2 Kings 17:33 They feared the LORD, and served their own gods, after the manner of the nations whom they carried away from thence.

their own gods. The new inhabitants of Samaria, after the best of the Israelites had been carried away into Assyria, soon became a mixed nation—partly composed of Israeli blood and partly of many other tribes, all of which were pagan (2 Kings 17:24). Consequently, their religion became a strange mixture of worship of Jehovah and of various pagan gods. These people became the Samaritans of New Testament times, despised by their Jewish half-brothers. Except for scattered individuals, the exiled Israelites never returned to their homeland.

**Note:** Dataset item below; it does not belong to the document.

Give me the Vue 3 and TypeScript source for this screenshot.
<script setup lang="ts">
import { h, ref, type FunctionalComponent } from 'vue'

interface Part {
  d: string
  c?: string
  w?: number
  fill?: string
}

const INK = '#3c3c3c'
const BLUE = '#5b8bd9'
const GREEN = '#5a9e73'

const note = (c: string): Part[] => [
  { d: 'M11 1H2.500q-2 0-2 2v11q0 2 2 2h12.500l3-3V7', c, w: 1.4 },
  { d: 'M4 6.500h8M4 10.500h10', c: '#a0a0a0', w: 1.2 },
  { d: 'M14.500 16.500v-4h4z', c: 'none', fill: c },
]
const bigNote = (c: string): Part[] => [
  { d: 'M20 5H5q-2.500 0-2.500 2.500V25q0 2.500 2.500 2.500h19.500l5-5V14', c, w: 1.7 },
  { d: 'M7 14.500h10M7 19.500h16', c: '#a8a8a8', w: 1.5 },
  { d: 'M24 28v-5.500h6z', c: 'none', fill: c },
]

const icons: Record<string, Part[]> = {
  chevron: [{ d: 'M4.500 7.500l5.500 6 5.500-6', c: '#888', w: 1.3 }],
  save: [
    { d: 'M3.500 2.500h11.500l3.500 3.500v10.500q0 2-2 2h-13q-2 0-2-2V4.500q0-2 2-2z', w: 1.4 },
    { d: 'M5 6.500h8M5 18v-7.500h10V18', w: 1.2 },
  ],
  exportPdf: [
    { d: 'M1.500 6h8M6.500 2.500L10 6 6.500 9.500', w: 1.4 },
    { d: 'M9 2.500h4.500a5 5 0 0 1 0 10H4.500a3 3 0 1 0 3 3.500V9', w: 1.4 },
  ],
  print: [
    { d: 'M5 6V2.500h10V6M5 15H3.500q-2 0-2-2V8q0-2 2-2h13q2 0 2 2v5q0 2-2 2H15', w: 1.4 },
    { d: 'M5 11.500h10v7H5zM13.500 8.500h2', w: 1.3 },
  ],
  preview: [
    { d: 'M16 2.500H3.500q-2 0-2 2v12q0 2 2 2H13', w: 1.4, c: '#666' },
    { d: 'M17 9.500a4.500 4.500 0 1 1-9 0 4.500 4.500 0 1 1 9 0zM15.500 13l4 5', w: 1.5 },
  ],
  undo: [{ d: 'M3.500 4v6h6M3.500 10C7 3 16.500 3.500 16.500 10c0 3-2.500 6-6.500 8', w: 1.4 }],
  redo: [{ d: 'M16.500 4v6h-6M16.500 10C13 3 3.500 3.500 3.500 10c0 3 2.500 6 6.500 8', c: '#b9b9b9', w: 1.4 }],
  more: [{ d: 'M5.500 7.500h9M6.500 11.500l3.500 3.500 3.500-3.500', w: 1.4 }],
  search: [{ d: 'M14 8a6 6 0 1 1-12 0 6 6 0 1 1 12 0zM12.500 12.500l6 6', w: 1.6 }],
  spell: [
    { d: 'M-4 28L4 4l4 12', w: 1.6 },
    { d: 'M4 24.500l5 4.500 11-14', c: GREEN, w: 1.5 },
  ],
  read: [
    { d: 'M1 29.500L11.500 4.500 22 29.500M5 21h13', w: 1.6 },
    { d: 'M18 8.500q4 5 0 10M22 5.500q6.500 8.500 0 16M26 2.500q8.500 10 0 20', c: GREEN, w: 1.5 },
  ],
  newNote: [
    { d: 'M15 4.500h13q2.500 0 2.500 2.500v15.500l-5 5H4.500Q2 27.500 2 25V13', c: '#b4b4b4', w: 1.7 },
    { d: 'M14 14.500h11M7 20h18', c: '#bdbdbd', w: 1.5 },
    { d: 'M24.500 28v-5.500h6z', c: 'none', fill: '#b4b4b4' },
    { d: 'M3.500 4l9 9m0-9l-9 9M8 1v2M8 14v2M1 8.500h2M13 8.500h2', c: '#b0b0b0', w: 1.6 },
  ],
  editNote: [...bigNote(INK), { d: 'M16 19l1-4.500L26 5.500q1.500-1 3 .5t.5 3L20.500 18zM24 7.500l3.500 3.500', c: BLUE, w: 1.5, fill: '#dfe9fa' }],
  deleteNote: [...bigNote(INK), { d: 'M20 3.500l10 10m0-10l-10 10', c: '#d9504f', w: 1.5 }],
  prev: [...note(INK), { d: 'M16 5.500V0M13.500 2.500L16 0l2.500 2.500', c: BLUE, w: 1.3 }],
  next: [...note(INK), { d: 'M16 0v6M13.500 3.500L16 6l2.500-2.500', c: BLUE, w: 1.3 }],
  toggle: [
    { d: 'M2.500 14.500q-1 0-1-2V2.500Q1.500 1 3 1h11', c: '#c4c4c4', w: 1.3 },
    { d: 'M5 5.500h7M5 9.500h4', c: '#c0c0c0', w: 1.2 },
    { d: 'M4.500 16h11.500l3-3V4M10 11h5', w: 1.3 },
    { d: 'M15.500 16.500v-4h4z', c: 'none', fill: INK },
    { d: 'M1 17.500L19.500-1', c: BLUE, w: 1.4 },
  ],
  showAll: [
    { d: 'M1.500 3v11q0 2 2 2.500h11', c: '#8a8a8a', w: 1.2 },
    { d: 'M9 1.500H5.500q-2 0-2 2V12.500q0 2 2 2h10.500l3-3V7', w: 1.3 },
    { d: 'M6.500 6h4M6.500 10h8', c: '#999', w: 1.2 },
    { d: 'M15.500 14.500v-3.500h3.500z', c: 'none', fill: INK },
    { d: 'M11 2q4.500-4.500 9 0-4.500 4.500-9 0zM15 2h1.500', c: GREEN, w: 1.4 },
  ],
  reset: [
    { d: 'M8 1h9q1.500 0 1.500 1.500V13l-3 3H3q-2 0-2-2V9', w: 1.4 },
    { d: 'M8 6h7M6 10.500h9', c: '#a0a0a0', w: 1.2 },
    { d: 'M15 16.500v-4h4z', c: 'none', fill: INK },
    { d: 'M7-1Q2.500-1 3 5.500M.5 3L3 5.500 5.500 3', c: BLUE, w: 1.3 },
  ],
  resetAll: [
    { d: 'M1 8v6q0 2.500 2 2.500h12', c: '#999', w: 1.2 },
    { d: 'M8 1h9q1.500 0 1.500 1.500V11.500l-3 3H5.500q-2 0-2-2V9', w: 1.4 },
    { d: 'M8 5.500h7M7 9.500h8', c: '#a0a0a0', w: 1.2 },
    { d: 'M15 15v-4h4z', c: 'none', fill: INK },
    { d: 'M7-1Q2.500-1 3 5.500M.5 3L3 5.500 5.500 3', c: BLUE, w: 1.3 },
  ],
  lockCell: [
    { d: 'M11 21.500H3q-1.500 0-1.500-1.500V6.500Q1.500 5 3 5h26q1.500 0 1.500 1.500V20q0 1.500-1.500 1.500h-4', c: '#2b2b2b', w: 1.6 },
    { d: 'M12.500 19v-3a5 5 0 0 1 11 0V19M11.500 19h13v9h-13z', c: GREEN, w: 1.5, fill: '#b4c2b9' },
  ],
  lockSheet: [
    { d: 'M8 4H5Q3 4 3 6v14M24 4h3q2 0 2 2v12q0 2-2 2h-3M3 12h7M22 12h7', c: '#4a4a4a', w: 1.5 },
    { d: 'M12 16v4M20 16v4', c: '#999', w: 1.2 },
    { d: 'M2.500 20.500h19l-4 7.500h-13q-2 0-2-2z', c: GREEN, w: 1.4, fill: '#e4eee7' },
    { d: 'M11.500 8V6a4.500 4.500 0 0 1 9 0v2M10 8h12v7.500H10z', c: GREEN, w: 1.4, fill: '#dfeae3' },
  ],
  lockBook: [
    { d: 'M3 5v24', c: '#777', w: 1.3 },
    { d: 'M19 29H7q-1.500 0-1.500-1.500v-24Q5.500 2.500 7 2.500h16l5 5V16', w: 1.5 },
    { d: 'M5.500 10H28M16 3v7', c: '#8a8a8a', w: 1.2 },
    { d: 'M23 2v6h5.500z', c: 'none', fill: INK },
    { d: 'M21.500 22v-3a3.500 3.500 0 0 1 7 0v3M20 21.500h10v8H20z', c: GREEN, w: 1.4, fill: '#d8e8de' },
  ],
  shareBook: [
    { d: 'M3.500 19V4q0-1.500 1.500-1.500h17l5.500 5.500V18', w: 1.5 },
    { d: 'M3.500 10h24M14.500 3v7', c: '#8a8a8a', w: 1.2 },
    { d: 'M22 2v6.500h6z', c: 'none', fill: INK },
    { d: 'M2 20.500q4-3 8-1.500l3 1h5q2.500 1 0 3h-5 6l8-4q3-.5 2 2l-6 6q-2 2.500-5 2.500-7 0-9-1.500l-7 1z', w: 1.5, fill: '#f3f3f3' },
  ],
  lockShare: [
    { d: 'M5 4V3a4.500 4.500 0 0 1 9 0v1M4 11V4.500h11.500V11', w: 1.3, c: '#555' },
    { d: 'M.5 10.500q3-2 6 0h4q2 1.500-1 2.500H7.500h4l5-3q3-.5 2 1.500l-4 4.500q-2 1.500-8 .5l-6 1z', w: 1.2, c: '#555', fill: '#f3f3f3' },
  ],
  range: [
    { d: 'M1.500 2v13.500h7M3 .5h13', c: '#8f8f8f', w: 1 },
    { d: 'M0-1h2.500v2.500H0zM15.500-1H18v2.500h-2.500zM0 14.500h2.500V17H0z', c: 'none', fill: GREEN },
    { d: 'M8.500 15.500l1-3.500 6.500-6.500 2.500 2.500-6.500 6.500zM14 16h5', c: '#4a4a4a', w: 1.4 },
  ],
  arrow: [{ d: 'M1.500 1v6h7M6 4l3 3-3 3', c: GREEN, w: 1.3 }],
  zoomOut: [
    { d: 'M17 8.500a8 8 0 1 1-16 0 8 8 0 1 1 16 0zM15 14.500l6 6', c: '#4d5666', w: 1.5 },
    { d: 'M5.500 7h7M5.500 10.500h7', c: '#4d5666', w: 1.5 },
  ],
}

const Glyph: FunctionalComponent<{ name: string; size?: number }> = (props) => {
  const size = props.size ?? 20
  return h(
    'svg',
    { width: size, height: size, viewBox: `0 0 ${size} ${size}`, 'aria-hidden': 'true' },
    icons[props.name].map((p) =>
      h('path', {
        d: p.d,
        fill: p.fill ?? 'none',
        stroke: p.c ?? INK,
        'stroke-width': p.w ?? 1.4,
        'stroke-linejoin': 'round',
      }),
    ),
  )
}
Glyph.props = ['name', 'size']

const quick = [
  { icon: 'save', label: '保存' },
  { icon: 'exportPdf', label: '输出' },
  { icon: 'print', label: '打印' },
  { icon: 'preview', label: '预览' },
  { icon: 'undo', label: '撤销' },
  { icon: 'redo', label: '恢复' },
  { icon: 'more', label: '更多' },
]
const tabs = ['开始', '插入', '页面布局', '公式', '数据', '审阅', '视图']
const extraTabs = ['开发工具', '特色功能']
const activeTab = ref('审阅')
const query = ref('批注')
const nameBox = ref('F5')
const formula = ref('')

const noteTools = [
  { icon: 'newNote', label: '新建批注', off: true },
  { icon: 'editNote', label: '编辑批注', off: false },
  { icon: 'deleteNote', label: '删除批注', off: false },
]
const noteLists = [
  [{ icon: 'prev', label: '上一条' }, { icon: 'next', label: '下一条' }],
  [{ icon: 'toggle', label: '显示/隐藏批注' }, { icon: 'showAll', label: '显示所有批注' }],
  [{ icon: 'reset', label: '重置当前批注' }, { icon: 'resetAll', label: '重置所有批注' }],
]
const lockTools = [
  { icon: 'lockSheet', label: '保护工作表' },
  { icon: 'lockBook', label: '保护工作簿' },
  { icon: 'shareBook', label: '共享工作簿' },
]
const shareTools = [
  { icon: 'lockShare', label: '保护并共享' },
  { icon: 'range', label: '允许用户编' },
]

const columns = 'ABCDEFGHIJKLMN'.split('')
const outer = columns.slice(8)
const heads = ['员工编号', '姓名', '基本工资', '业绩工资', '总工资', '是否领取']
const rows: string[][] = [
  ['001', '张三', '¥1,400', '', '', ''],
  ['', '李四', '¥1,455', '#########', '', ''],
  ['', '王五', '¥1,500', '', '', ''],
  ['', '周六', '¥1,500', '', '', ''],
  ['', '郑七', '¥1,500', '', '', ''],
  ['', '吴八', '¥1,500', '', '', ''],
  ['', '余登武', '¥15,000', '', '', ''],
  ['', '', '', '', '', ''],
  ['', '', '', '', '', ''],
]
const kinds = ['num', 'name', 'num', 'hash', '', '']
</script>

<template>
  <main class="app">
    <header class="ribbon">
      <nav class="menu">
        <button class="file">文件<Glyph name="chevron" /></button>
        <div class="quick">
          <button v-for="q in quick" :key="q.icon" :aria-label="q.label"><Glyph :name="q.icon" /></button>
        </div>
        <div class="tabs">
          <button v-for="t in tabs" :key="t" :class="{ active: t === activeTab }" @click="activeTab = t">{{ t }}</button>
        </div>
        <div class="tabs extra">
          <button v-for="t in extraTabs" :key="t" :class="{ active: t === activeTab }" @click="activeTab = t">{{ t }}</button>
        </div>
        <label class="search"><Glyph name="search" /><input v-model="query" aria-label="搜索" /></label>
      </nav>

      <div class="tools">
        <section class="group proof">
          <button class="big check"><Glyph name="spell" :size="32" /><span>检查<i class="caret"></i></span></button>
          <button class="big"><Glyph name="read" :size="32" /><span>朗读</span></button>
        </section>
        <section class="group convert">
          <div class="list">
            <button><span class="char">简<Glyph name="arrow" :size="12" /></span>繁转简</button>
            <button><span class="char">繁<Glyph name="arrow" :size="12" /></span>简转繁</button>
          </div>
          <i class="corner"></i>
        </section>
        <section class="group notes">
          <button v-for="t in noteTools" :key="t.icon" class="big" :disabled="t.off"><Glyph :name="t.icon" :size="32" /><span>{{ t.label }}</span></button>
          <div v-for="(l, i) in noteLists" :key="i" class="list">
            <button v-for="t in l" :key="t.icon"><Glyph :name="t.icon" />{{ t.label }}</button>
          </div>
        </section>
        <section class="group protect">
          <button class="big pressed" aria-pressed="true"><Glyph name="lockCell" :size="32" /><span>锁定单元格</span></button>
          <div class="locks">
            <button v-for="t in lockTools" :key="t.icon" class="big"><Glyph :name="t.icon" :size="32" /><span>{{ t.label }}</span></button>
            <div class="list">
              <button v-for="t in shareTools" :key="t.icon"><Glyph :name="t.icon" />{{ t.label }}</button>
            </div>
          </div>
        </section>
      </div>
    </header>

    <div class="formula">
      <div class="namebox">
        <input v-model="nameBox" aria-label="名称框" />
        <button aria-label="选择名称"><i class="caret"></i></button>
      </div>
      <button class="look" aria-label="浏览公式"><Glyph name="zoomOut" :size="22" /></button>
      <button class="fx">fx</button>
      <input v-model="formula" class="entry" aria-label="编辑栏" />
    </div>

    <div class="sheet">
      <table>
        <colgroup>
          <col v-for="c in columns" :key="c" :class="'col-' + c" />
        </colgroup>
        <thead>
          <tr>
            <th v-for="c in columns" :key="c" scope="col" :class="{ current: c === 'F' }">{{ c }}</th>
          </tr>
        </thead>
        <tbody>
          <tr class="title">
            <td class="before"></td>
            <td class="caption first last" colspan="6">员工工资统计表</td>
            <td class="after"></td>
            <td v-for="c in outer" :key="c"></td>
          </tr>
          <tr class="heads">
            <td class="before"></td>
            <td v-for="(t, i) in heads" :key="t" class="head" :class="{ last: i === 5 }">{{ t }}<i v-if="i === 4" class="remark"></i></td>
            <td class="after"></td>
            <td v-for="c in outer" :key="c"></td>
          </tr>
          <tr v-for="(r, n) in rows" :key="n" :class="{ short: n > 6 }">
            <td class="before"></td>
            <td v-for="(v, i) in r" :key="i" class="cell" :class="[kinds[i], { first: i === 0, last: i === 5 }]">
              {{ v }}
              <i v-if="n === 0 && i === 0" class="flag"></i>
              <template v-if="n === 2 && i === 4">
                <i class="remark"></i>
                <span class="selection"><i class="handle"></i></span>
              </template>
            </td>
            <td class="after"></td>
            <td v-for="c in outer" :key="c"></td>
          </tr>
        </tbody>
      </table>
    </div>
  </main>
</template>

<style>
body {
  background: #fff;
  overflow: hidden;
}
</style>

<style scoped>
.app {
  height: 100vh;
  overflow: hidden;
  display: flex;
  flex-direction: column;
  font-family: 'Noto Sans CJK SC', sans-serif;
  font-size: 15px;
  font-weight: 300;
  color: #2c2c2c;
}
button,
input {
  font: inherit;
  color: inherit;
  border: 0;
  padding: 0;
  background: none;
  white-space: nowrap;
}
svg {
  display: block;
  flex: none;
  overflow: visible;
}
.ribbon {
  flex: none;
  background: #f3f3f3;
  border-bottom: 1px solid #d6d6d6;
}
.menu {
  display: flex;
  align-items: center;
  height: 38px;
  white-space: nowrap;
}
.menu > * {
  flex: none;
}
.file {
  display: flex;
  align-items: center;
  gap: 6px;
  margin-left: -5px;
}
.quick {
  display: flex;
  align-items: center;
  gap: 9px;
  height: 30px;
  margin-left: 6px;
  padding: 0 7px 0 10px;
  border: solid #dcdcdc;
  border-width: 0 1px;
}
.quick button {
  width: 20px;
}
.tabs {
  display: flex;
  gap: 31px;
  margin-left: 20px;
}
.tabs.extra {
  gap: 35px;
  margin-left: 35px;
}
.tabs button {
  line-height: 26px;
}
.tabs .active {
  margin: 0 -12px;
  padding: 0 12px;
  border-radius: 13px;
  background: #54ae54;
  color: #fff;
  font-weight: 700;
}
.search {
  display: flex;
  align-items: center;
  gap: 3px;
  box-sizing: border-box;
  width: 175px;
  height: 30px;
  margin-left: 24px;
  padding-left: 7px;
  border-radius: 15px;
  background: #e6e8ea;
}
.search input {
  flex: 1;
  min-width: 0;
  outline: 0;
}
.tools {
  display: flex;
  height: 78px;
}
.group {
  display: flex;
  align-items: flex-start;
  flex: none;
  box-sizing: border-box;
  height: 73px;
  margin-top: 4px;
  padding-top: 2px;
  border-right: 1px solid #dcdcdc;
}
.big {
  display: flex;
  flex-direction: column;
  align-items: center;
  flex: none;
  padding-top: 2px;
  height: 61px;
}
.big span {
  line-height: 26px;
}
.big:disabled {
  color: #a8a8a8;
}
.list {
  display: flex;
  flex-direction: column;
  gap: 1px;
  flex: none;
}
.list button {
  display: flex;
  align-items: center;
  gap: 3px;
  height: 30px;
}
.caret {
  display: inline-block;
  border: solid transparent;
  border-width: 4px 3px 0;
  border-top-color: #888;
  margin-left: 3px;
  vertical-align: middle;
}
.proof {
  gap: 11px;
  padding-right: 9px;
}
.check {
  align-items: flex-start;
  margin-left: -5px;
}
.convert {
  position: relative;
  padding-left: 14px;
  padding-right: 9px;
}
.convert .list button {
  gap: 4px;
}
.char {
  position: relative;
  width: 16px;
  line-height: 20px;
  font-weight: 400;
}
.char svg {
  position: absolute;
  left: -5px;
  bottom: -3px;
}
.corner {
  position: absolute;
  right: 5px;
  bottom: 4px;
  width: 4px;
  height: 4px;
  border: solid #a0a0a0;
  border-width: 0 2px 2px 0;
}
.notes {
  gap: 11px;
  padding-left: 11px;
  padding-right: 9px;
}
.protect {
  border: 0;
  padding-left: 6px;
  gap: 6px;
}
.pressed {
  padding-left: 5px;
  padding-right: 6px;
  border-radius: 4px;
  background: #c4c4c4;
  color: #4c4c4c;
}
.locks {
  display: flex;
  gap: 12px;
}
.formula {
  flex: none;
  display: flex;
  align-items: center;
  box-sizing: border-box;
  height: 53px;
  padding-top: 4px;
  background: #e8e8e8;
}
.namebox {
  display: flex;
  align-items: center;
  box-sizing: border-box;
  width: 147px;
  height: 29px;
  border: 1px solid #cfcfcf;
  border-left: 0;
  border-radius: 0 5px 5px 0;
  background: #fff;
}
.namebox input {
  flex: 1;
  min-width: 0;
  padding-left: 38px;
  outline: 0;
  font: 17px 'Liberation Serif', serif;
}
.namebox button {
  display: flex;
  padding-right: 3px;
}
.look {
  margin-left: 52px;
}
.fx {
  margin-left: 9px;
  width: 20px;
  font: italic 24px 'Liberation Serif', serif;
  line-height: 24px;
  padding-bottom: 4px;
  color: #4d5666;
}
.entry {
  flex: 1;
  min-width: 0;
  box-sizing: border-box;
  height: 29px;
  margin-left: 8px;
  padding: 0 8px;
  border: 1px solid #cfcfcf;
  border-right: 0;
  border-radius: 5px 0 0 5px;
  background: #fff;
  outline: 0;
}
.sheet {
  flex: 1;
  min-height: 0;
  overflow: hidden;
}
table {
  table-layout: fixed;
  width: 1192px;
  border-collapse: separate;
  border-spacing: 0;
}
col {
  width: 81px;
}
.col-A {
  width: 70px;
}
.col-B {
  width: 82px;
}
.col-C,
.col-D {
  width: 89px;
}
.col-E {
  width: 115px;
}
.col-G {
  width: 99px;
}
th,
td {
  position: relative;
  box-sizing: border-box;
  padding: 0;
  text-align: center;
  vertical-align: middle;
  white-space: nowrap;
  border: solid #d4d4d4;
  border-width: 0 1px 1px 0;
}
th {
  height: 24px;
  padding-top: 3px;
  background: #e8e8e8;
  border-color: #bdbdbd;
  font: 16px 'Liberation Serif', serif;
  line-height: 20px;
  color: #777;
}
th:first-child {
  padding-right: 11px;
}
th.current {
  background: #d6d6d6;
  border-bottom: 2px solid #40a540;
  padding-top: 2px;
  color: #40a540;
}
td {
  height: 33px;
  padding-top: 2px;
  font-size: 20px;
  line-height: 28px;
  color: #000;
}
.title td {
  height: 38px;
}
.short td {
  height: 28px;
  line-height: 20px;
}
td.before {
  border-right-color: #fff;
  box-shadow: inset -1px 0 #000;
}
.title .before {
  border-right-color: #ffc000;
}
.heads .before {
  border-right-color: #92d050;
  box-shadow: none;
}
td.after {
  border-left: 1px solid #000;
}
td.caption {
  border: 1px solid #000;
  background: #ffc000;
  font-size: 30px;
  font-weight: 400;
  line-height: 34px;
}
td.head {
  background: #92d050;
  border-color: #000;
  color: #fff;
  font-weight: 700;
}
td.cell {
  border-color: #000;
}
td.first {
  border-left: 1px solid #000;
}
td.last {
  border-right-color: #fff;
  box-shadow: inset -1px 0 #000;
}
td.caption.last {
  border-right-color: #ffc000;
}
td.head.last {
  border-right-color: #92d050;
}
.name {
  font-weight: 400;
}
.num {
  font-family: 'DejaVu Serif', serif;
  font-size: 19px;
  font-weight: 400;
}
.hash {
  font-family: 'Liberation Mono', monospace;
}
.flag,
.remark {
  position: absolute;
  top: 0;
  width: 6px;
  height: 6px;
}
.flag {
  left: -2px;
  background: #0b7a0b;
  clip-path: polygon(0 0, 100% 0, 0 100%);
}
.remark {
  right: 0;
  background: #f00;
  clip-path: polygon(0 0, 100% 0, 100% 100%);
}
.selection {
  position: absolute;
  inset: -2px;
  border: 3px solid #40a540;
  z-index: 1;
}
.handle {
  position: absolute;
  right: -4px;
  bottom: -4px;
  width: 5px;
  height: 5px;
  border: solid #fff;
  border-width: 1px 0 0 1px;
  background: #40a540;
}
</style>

2 Kings 17:34 Unto this day they do after the former manners: they fear not the LORD, neither do they after their statutes, or after their ordinances, or after the law and commandment which the LORD commanded the children of Jacob, whom he named Israel;

2 Kings 17:35 With whom the LORD had made a covenant, and charged them, saying, Ye shall not fear other gods, nor bow yourselves to them, nor serve them, nor sacrifice to them:

2 Kings 17:36 But the LORD, who brought you up out of the land of Egypt with great power and a stretched out arm, him shall ye fear, and him shall ye worship, and to him shall ye do sacrifice.

2 Kings 17:37 And the statutes, and the ordinances, and the law, and the commandment, which he wrote for you, ye shall observe to do for evermore; and ye shall not fear other gods.

2 Kings 17:38 And the covenant that I have made with you ye shall not forget; neither shall ye fear other gods.

2 Kings 17:39 But the LORD your God ye shall fear; and he shall deliver you out of the hand of all your enemies.

2 Kings 17:40 Howbeit they did not hearken, but they did after their former manner.

2 Kings 17:41 So these nations feared the LORD, and served their graven images, both their children, and their children's children: as did their fathers, so do they unto this day.